Schiedsrichter-Boss Volker Roth wird beim DFB-Bundestag im Oktober nicht mehr kandidieren. Amerell hatte nach den Vorwürfen seine Ämter niedergelegt. Am Montag hatte Eugen Strigel verkündet, sein Amt als Lehrwart aus "gesundheitlichen Gründen" zur Verfügung zu stellen. Vize-Präsident Rainer Koch hatte seinen Aufgabenbereich für die Referees abgegeben, weil er sich bei der Aufarbeitung intern übergangen sah. Liga-Präsident Reinhard Rauball hatte das Schiedsrichterwesen zuletzt als "Geheim-Orden" bezeichnet.

Druck auf Zwanziger wächst

Auch der Druck auf Zwanziger, der nach den gescheiterten Vertragsverhandlungen mit Bundestrainer Joachim Löw ohnehin geschwächt ist, wird immer größer. Kempter nahm den DFB-Präsidenten aber in Schutz. "Theo Zwanziger hat mich sehr unterstützt und die Sachen so schnell und lückenlos wie möglich aufgedeckt", sagte Kempter der "Bild"-Zeitung.

Im Fall Amerell handelt es sich um angebliche Taten, die sich über einen längeren Zeitraum erstrecken.

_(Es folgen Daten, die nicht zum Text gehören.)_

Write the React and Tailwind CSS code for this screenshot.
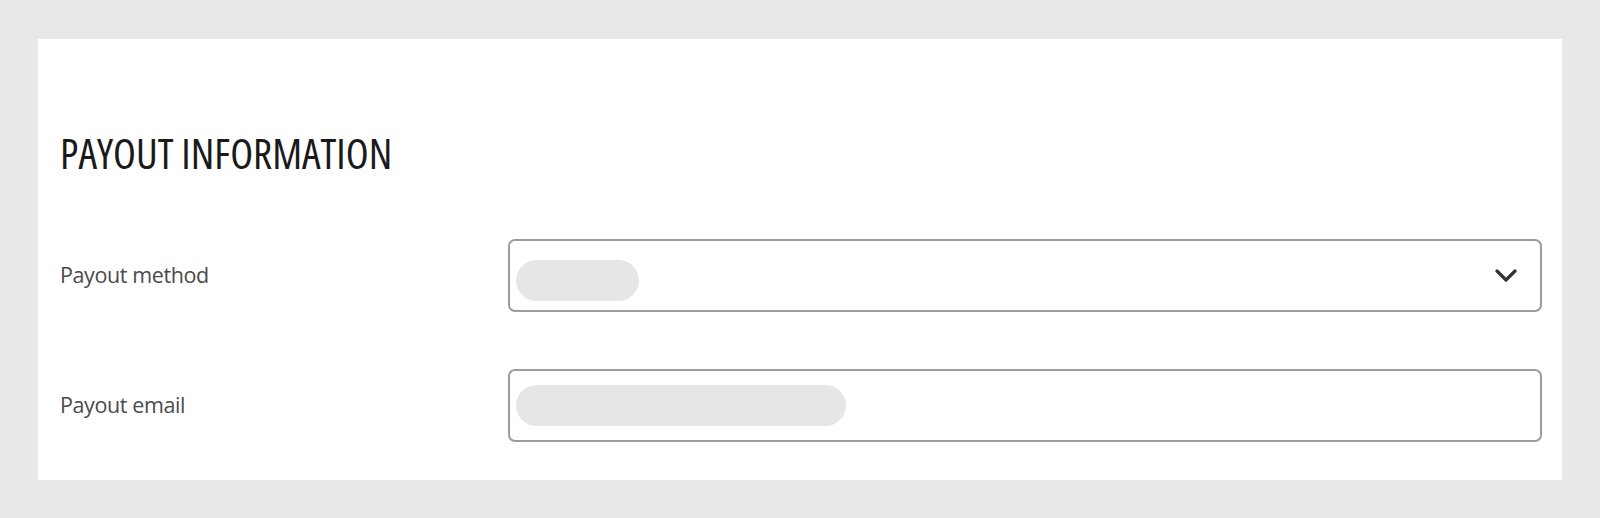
import React from 'react';

const FIELDS = [
    { label: 'Payout method', pill: 'w-[123px] mt-[10px]', select: true },
    { label: 'Payout email', pill: 'w-[330px]', select: false },
];

const Chevron = () => (
    <svg width="22" height="14" viewBox="0 0 22 14" fill="none">
        <polyline points="2,2 11,11 20,2" stroke="#333" strokeWidth="3.2" strokeLinecap="round" strokeLinejoin="round" />
    </svg>
);

const App = () => {
    return (
        <div className="w-[1600px] h-[518px] bg-[#e8e8e8] px-[38px] pt-[39px] font-['Open_Sans',sans-serif]">
            <div className="bg-white h-[441px] pl-[22px] pr-[20px] pt-[94px]">
                <h2 className="text-[42px] leading-[40px] text-[#1a1a1a] font-stretch-condensed">
                    PAYOUT INFORMATION
                </h2>

                <div className="flex flex-col gap-[57px] mt-[66px]">
                    {FIELDS.map((f) => (
                        <div key={f.label} className="flex items-center">
                            <div className="w-[448px] text-[21.5px] text-[#4b4b4b] tracking-[-0.4px]">
                                {f.label}
                            </div>
                            <div className="flex-1 h-[73px] border-2 border-[#9c9c9c] rounded-[7px] flex items-center pl-[6px] pr-[23px]">
                                <div className={`${f.pill} h-[41px] rounded-full bg-[#e6e6e6]`} />
                                {f.select && (
                                    <div className="ml-auto flex items-center">
                                        <Chevron />
                                    </div>
                                )}
                            </div>
                        </div>
                    ))}
                </div>
            </div>
        </div>
    );
};

export default App;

Auf die Frage, wo die von ihm geschilderten Dinge geschehen seien, sagte Kempter: "Im Auto, auf der Fahrt von einem Spiel zum Hotel und im Hotelzimmer nach einem Spiel." Es habe aber keinen Geschlechtsverkehr gegeben: "Nein, das wäre ja noch schlimmer." Insgesamt habe es nach Kempters Angabe drei Vorfälle gegeben.

"Und ich habe mich geschämt"

Kempter sprach von einem schleichenden Prozess. Amerell habe sich über Jahre hinweg Vertrauen geschaffen, und dann sei es irgendwann losgegangen. "Manchmal hat er nachts an meine Hotelzimmertür geklopft. Da habe ich schon nicht mehr aufgemacht", erklärte Kempter. Auf die Frage, warum er so lange geschwiegen habe, antwortete Kempter: "Ich hatte Angst um meine Karriere als Schiedsrichter. Und ich habe mich geschämt. Ich habe versucht, es zu verdrängen, aber es kam immer wieder hoch. Und als ich gemerkt habe, dass es noch mehrere Fälle gibt, habe ich mich durchgerungen, etwas zu sagen."

Der DFB hatte in der vergangenen Woche reagiert und will das Schiedsrichterwesen neu strukturieren. Eine Kommission um Fandel und mit Ex-Bundesliga-Referee Hellmut Krug von der Deutschen Fußball Liga (DFL) sowie DFB-Abteilungsleiter Lutz-Michael Fröhlich soll eine Reform erarbeiten. Bis zur nächsten Sitzung des DFB-Präsidiums Mitte März sollen Vorschläge erarbeitet werden, damit Abhängigkeiten der Schiedsrichter von ihren Vorgesetzten minimiert werden.